## Material supplied:
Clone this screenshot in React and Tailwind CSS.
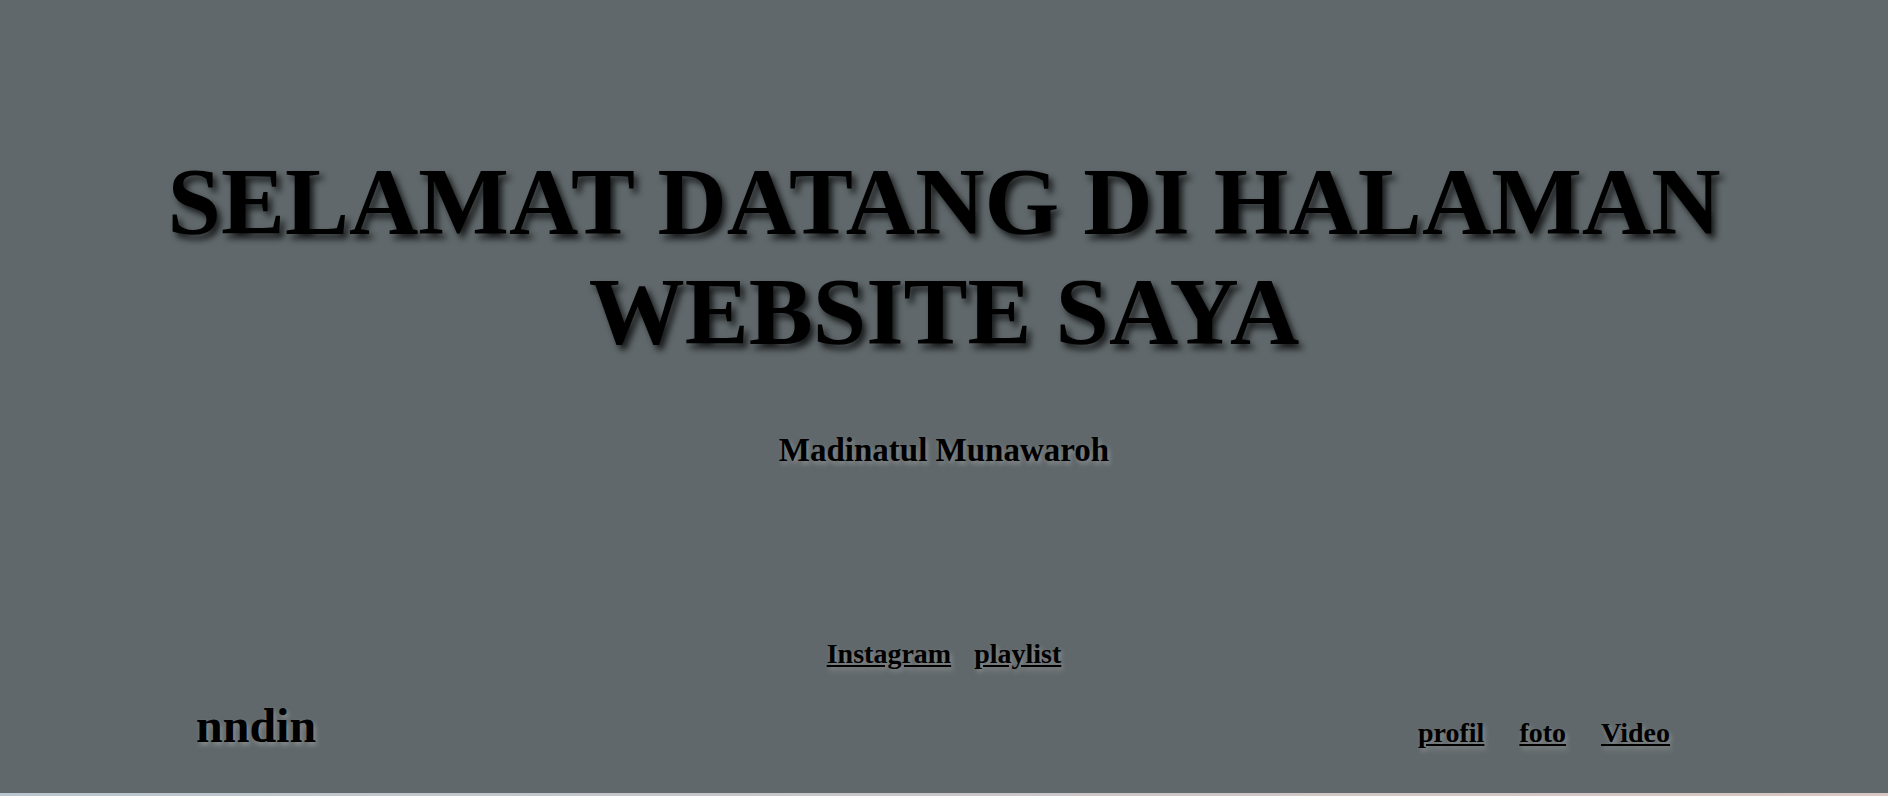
import React from 'react';

const App = () => {
  const serif = { fontFamily: '"Liberation Serif", "Times New Roman", serif' };

  return (
    <div className="w-full bg-[#60686b] text-black" style={serif}>
      <section className="h-[793px] flex flex-col">
        {/* HERO TITLE */}
        <h1 className="pt-[147px] text-center text-[96px] font-bold leading-[1.149] [text-shadow:4px_5px_6px_rgba(0,0,0,0.75)]">
          SELAMAT DATANG DI HALAMAN
          <br />
          WEBSITE SAYA
        </h1>

        <h2 className="mt-[58px] text-center text-[33px] font-bold [text-shadow:2px_3px_5px_rgba(160,160,160,0.7)]">
          Madinatul Munawaroh
        </h2>

        {/* SOCIAL LINKS */}
        <div className="mt-[158px] flex justify-center gap-[23px] text-[28px] font-bold [text-shadow:2px_3px_5px_rgba(160,160,160,0.7)]">
          <a href="#" className="underline">Instagram</a>
          <a href="#" className="underline">playlist</a>
        </div>

        {/* FOOTER NAV */}
        <div className="mt-[15px] flex items-baseline justify-between pl-[196px] pr-[218px]">
          <span className="text-[48px] font-bold [text-shadow:2px_3px_5px_rgba(160,160,160,0.7)]">
            nndin
          </span>
          <nav className="flex gap-[35px] text-[28px] font-bold [text-shadow:2px_3px_5px_rgba(160,160,160,0.7)]">
            <a href="#" className="underline">profil</a>
            <a href="#" className="underline">foto</a>
            <a href="#" className="underline">Video</a>
          </nav>
        </div>
      </section>
      <div className="h-[3px] bg-gradient-to-r from-[#bac6ce] to-[#d8c6c2]" />
    </div>
  );
};

export default App;
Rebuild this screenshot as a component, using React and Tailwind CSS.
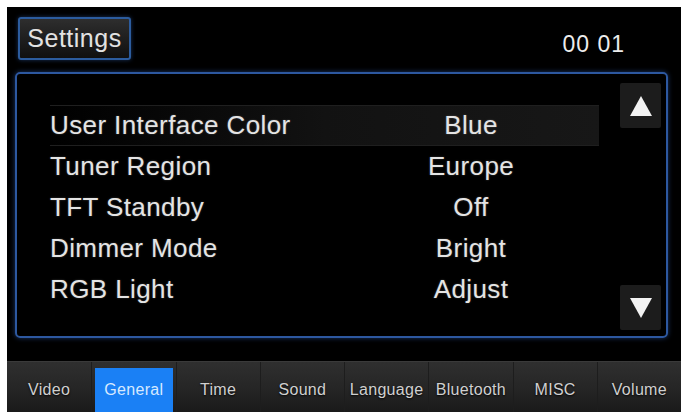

## The task:
Extract all the data above exactly, excluding every picture.

## Output of the exercise:
Clone this screenshot in React and Tailwind CSS.
import React from 'react';

const App = () => {
  const serif = { fontFamily: '"Liberation Serif", "Times New Roman", serif' };

  return (
    <div className="w-full bg-[#60686b] text-black" style={serif}>
      <section className="h-[793px] flex flex-col">
        {/* HERO TITLE */}
        <h1 className="pt-[147px] text-center text-[96px] font-bold leading-[1.149] [text-shadow:4px_5px_6px_rgba(0,0,0,0.75)]">
          SELAMAT DATANG DI HALAMAN
          <br />
          WEBSITE SAYA
        </h1>

        <h2 className="mt-[58px] text-center text-[33px] font-bold [text-shadow:2px_3px_5px_rgba(160,160,160,0.7)]">
          Madinatul Munawaroh
        </h2>

        {/* SOCIAL LINKS */}
        <div className="mt-[158px] flex justify-center gap-[23px] text-[28px] font-bold [text-shadow:2px_3px_5px_rgba(160,160,160,0.7)]">
          <a href="#" className="underline">Instagram</a>
          <a href="#" className="underline">playlist</a>
        </div>

        {/* FOOTER NAV */}
        <div className="mt-[15px] flex items-baseline justify-between pl-[196px] pr-[218px]">
          <span className="text-[48px] font-bold [text-shadow:2px_3px_5px_rgba(160,160,160,0.7)]">
            nndin
          </span>
          <nav className="flex gap-[35px] text-[28px] font-bold [text-shadow:2px_3px_5px_rgba(160,160,160,0.7)]">
            <a href="#" className="underline">profil</a>
            <a href="#" className="underline">foto</a>
            <a href="#" className="underline">Video</a>
          </nav>
        </div>
      </section>
      <div className="h-[3px] bg-gradient-to-r from-[#bac6ce] to-[#d8c6c2]" />
    </div>
  );
};

export default App;
Rebuild this screenshot as a component, using React and Tailwind CSS.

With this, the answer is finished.